When Smith first arrives in Japan, he is far more interested in whisky, Sake and money than in getting the photographs that Life magazine needs. The script refers several times to his children, from whom he is estranged. He is a burnt-out case. At one stage, he explains to his hosts that Native Americans believe that when they have their photographs taken, they lose part of their soul. “The fine print is that it can also take a piece of the photographer’s soul,” he explains his own lack of empathy and energy.

Inevitably, Smith changes. As he witnesses the suffering and injustice around him, he rediscovers his mojo. In spite of intimidation and harassment from the industrialists and their heavies, he takes more of those astonishing images which made his reputation.

The film is certainly topical.

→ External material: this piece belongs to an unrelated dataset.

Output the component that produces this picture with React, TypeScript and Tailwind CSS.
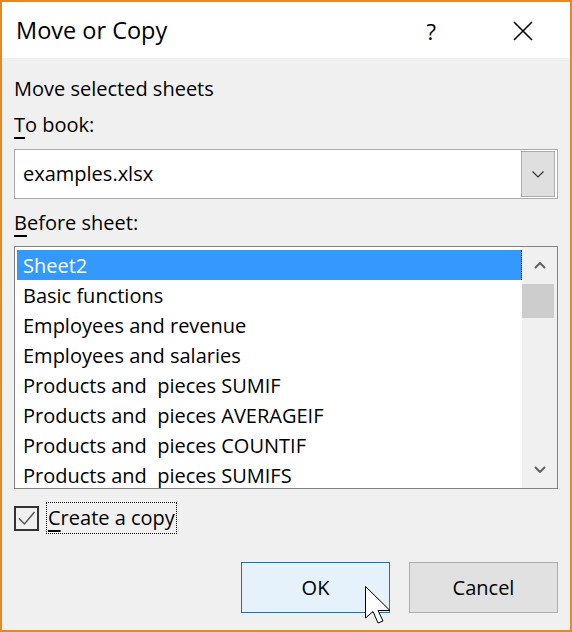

As Todd Haynes’s Dark Waters and the contaminated water scandal in Flint, Michigan, have reminded us recently, lives are still being ruined by industrial pollution. The storytelling here, though, becomes increasingly glib and predictable. As good triumphs, at least temporarily, and the protests by committed local people force the big bad industrial corporation to acknowledge its wrong doing, the tension seeps out of the drama.

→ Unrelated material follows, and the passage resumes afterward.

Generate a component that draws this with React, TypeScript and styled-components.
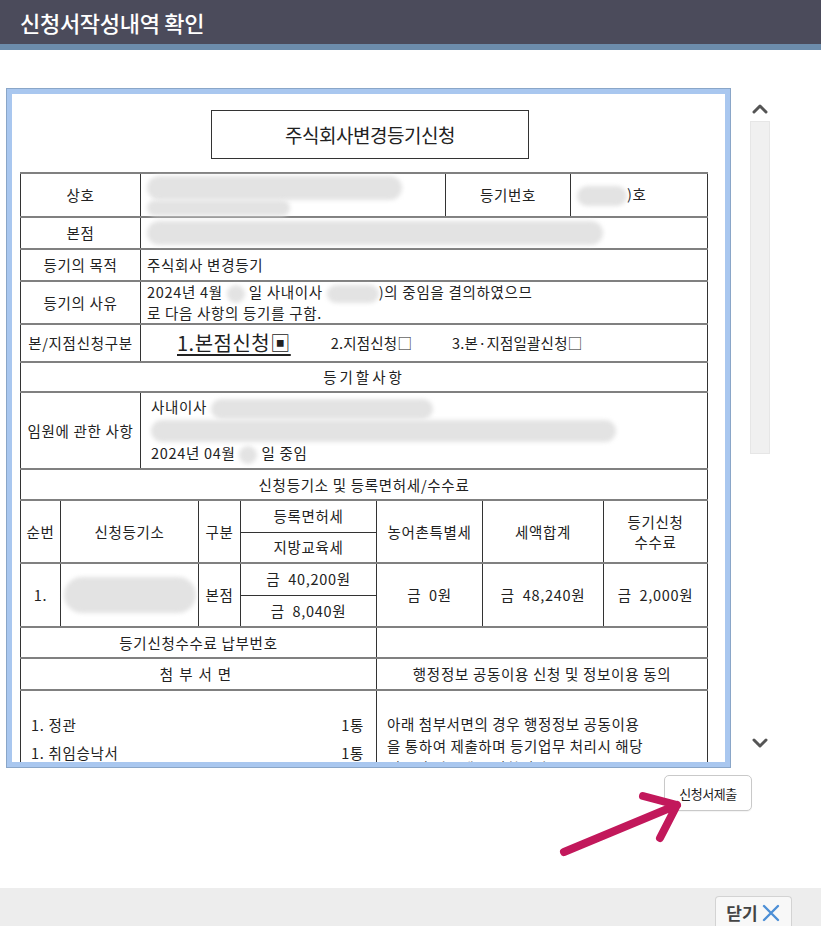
import React from 'react'
import styled, { createGlobalStyle } from 'styled-components'

const GlobalStyle = createGlobalStyle`
    html, body {
        margin:0;
        padding:0;
        background:#fff;
    }
    body {
        font-family:"Noto Sans CJK KR", "Noto Sans", sans-serif;
        color:#222;
    }
`

const Page = styled.div`
    position:relative;
    width:821px;
    height:926px;
    overflow:hidden;
    display:flex;
    flex-direction:column;
`
const Header = styled.header`
    height:44px;
    background:#4b4b5b;
    border-bottom:6px solid #6c8cab;
    display:flex;
    align-items:center;
    padding-left:20px;
    color:#fff;
    font-size:22px;
    font-weight:500;
    letter-spacing:-0.3px;
`
const Body = styled.div`
    display:flex;
    margin-top:39px;
    padding-left:7px;
`
const DocFrame = styled.div`
    width:700px;
    height:652px;
    border:5px solid #a9c7ef;
    box-shadow:0 0 0 1px #8aa6c8;
    overflow:hidden;
    padding:16px 5px 0 8px;
    box-sizing:content-box;
    background:#fff;
`
const DocTitle = styled.div`
    width:316px;
    height:47px;
    margin:0 auto 13px;
    border:1px solid #333;
    display:flex;
    align-items:center;
    justify-content:center;
    font-size:19px;
    letter-spacing:-0.5px;
`
const Form = styled.table`
    width:687px;
    border-collapse:collapse;
    table-layout:fixed;
    font-size:14.5px;
    letter-spacing:0.7px;
`
const Row = styled.tr<{ $h: number }>`
    height:${p => p.$h}px;
`
const Cell = styled.td<{ $left?: boolean; $thin?: 'top' | 'bottom' }>`
    border-left:1px solid #333;
    border-right:1px solid #333;
    border-top:${p => (p.$thin === 'top' ? '1px solid #333' : '2px solid #808080')};
    border-bottom:${p => (p.$thin === 'bottom' ? '1px solid #333' : '2px solid #808080')};
    text-align:${p => (p.$left ? 'left' : 'center')};
    padding:0 ${p => (p.$left ? '6px' : '1px')};
    vertical-align:middle;
    line-height:20px;
    white-space:pre-wrap;
`
const TopCell = styled(Cell)<{ $pad: number }>`
    vertical-align:top;
    padding:${p => p.$pad}px 12px 0 10px;
`
const Blur = styled.span<{ $w: number; $h: number }>`
    display:inline-block;
    width:${p => p.$w}px;
    height:${p => p.$h}px;
    border-radius:${p => p.$h / 2}px;
    background:#e3e3e3;
    filter:blur(2px);
    vertical-align:middle;
`
const BlurStack = styled.div`
    display:flex;
    flex-direction:column;
    padding-top:2px;
`
const Choices = styled.div`
    display:flex;
    align-items:center;
    gap:40px;
    padding-left:30px;
    letter-spacing:0.2px;
`
const BigChoice = styled.span`
    font-size:20px;
    letter-spacing:0.5px;
    text-decoration:underline;
    text-underline-offset:3px;
`
const Lines = styled.div<{ $gap: number }>`
    display:flex;
    flex-direction:column;
    gap:${p => p.$gap}px;
    padding-left:4px;
`
const Spaced = styled.span<{ $ls: number }>`
    letter-spacing:${p => p.$ls}px;
`
const DocItem = styled.div`
    display:flex;
    justify-content:space-between;
    font-size:14.5px;
    line-height:28px;
`
const Consent = styled.div`
    font-size:14.5px;
    line-height:22px;
    letter-spacing:0.6px;
`
const ScrollTrack = styled.div`
    width:20px;
    height:678px;
    margin-left:20px;
    display:flex;
    flex-direction:column;
    align-items:center;
`
const ScrollRail = styled.div`
    width:20px;
    height:333px;
    margin-top:5px;
    background:#f0f0f0;
    border:1px solid #e6e6e6;
    box-sizing:border-box;
`
const ArrowBtn = styled.div<{ $top: number }>`
    margin-top:${p => p.$top}px;
    height:14px;
    display:flex;
    align-items:center;
`
const ActionRow = styled.div`
    display:flex;
    justify-content:flex-end;
    padding-right:69px;
    margin-top:8px;
`
const SubmitButton = styled.button`
    width:88px;
    height:36px;
    border:1px solid #c9c9c9;
    border-radius:5px;
    background:#fff;
    font-family:inherit;
    font-size:13px;
    color:#222;
    letter-spacing:-0.5px;
    box-shadow:0 1px 1px rgba(0,0,0,0.05);
`
const Footer = styled.footer`
    margin-top:auto;
    height:38px;
    background:#ededed;
    display:flex;
    justify-content:flex-end;
    align-items:flex-end;
    padding-right:29px;
`
const CloseButton = styled.button`
    width:77px;
    height:30px;
    border:1px solid #d3d3d3;
    border-bottom:none;
    border-radius:4px 4px 0 0;
    background:#f8f8f8;
    display:flex;
    align-items:center;
    justify-content:center;
    gap:3px;
    font-family:inherit;
    font-size:17px;
    font-weight:700;
    color:#444;
    padding:2px 0 0;
`
const Annotation = styled.svg`
    position:absolute;
    left:0;
    top:0;
    pointer-events:none;
`

const Chevron = ({ down }: { down?: boolean }) => (
    <svg width="18" height="12" viewBox="0 0 18 12">
        <path
            d={down ? 'M3 3 L9 9 L15 3' : 'M3 9 L9 3 L15 9'}
            fill="none"
            stroke="#555"
            strokeWidth="3"
            strokeLinecap="round"
            strokeLinejoin="round"
        />
    </svg>
)

const App = () => {
    return (
        <>
            <GlobalStyle />
            <Page>
                <Header>신청서작성내역 확인</Header>
                <Body>
                    <DocFrame>
                        <DocTitle>주식회사변경등기신청</DocTitle>
                        <Form>
                            <colgroup>
                                <col style={{ width: 40 }} />
                                <col style={{ width: 80 }} />
                                <col style={{ width: 58 }} />
                                <col style={{ width: 42 }} />
                                <col style={{ width: 136 }} />
                                <col style={{ width: 69 }} />
                                <col style={{ width: 37 }} />
                                <col style={{ width: 88 }} />
                                <col style={{ width: 33 }} />
                                <col style={{ width: 104 }} />
                            </colgroup>
                            <tbody>
                                <Row $h={43}>
                                    <Cell colSpan={2}>상호</Cell>
                                    <Cell colSpan={4} $left>
                                        <BlurStack>
                                            <Blur $w={255} $h={24} />
                                            <Blur $w={143} $h={16} />
                                        </BlurStack>
                                    </Cell>
                                    <Cell colSpan={2}>등기번호</Cell>
                                    <Cell colSpan={2} $left>
                                        <Blur $w={50} $h={20} />)호
                                    </Cell>
                                </Row>
                                <Row $h={32}>
                                    <Cell colSpan={2}>본점</Cell>
                                    <Cell colSpan={8} $left>
                                        <Blur $w={456} $h={24} />
                                    </Cell>
                                </Row>
                                <Row $h={32}>
                                    <Cell colSpan={2}>등기의 목적</Cell>
                                    <Cell colSpan={8} $left>주식회사 변경등기</Cell>
                                </Row>
                                <Row $h={43}>
                                    <Cell colSpan={2}>등기의 사유</Cell>
                                    <Cell colSpan={8} $left>
                                        2024년 4월 <Blur $w={18} $h={18} /> 일 사내이사 <Blur $w={52} $h={18} />)의 중임을 결의하였으므
                                        <br />로 다음 사항의 등기를 구함.
                                    </Cell>
                                </Row>
                                <Row $h={38}>
                                    <Cell colSpan={2}>본/지점신청구분</Cell>
                                    <Cell colSpan={8} $left>
                                        <Choices>
                                            <BigChoice>1.본점신청▣</BigChoice>
                                            <span>2.지점신청□</span>
                                            <span>3.본·지점일괄신청□</span>
                                        </Choices>
                                    </Cell>
                                </Row>
                                <Row $h={30}>
                                    <Cell colSpan={10}>
                                        <Spaced $ls={3}>등기할사항</Spaced>
                                    </Cell>
                                </Row>
                                <Row $h={77}>
                                    <Cell colSpan={2}>임원에 관한 사항</Cell>
                                    <Cell colSpan={8} $left>
                                        <Lines $gap={1}>
                                            <span>
                                                사내이사 <Blur $w={222} $h={20} />
                                            </span>
                                            <Blur $w={465} $h={22} />
                                            <span>
                                                2024년 04월 <Blur $w={18} $h={18} /> 일 중임
                                            </span>
                                        </Lines>
                                    </Cell>
                                </Row>
                                <Row $h={31}>
                                    <Cell colSpan={10}>신청등기소 및 등록면허세/수수료</Cell>
                                </Row>
                                <Row $h={32}>
                                    <Cell rowSpan={2}>순번</Cell>
                                    <Cell colSpan={2} rowSpan={2}>신청등기소</Cell>
                                    <Cell rowSpan={2}>구분</Cell>
                                    <Cell $thin="bottom">등록면허세</Cell>
                                    <Cell colSpan={2} rowSpan={2}>농어촌특별세</Cell>
                                    <Cell colSpan={2} rowSpan={2}>세액합계</Cell>
                                    <Cell rowSpan={2}>
                                        등기신청
                                        <br />
                                        수수료
                                    </Cell>
                                </Row>
                                <Row $h={31}>
                                    <Cell $thin="top">지방교육세</Cell>
                                </Row>
                                <Row $h={32}>
                                    <Cell rowSpan={2}>1.</Cell>
                                    <Cell colSpan={2} rowSpan={2}>
                                        <Blur $w={132} $h={36} />
                                    </Cell>
                                    <Cell rowSpan={2}>본점</Cell>
                                    <Cell $thin="bottom">{'금  40,200원'}</Cell>
                                    <Cell colSpan={2} rowSpan={2}>{'금  0원'}</Cell>
                                    <Cell colSpan={2} rowSpan={2}>{'금  48,240원'}</Cell>
                                    <Cell rowSpan={2}>{'금  2,000원'}</Cell>
                                </Row>
                                <Row $h={32}>
                                    <Cell $thin="top">{'금  8,040원'}</Cell>
                                </Row>
                                <Row $h={31}>
                                    <Cell colSpan={5}>등기신청수수료 납부번호</Cell>
                                    <Cell colSpan={5} />
                                </Row>
                                <Row $h={32}>
                                    <Cell colSpan={5}>
                                        <Spaced $ls={6}>첨부서면</Spaced>
                                    </Cell>
                                    <Cell colSpan={5}>행정정보 공동이용 신청 및 정보이용 동의</Cell>
                                </Row>
                                <Row $h={140}>
                                    <TopCell colSpan={5} $left $pad={20}>
                                        <DocItem>
                                            <span>1. 정관</span>
                                            <span>1통</span>
                                        </DocItem>
                                        <DocItem>
                                            <span>1. 취임승낙서</span>
                                            <span>1통</span>
                                        </DocItem>
                                    </TopCell>
                                    <TopCell colSpan={5} $left $pad={22}>
                                        <Consent>
                                            아래 첨부서면의 경우 행정정보 공동이용
                                            <br />을 통하여 제출하며 등기업무 처리시 해당
                                            <br />정보의 이용에 동의합니다.
                                        </Consent>
                                    </TopCell>
                                </Row>
                            </tbody>
                        </Form>
                    </DocFrame>
                    <ScrollTrack>
                        <ArrowBtn $top={13}>
                            <Chevron />
                        </ArrowBtn>
                        <ScrollRail />
                        <ArrowBtn $top={282}>
                            <Chevron down />
                        </ArrowBtn>
                    </ScrollTrack>
                </Body>
                <ActionRow>
                    <SubmitButton>신청서제출</SubmitButton>
                </ActionRow>
                <Footer>
                    <CloseButton>
                        닫기
                        <svg width="20" height="20" viewBox="0 0 20 20">
                            <path d="M3 3 L17 17 M17 3 L3 17" stroke="#4d8fd6" strokeWidth="2.4" strokeLinecap="round" />
                        </svg>
                    </CloseButton>
                </Footer>
                <Annotation width="821" height="926" viewBox="0 0 821 926">
                    <path
                        d="M564 852 L677 805 M643 796 L677 805 L660 838"
                        fill="none"
                        stroke="#c2185b"
                        strokeWidth="8"
                        strokeLinecap="round"
                        strokeLinejoin="round"
                    />
                </Annotation>
            </Page>
        </>
    )
}

export default App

There are touching moments along the way, most notably when Smith teaches a severely disabled local boy the rudiments of photography. Minamata makes inventive use of Smith’s archive and recreates the image of Tomoko in her Bath in poignant fashion. Depp’s performance, which moves between quiet introspection and extreme flamboyance, stops matters from becoming too earnest or self-righteous. Nonetheless, Minamata pulls in contradictory directions. It can’t work out whether out whether it’s a crusading social drama or the story of a troubled artist’s redemption. The result is a film that neither engages nor moves the viewer in the way that might have been expected.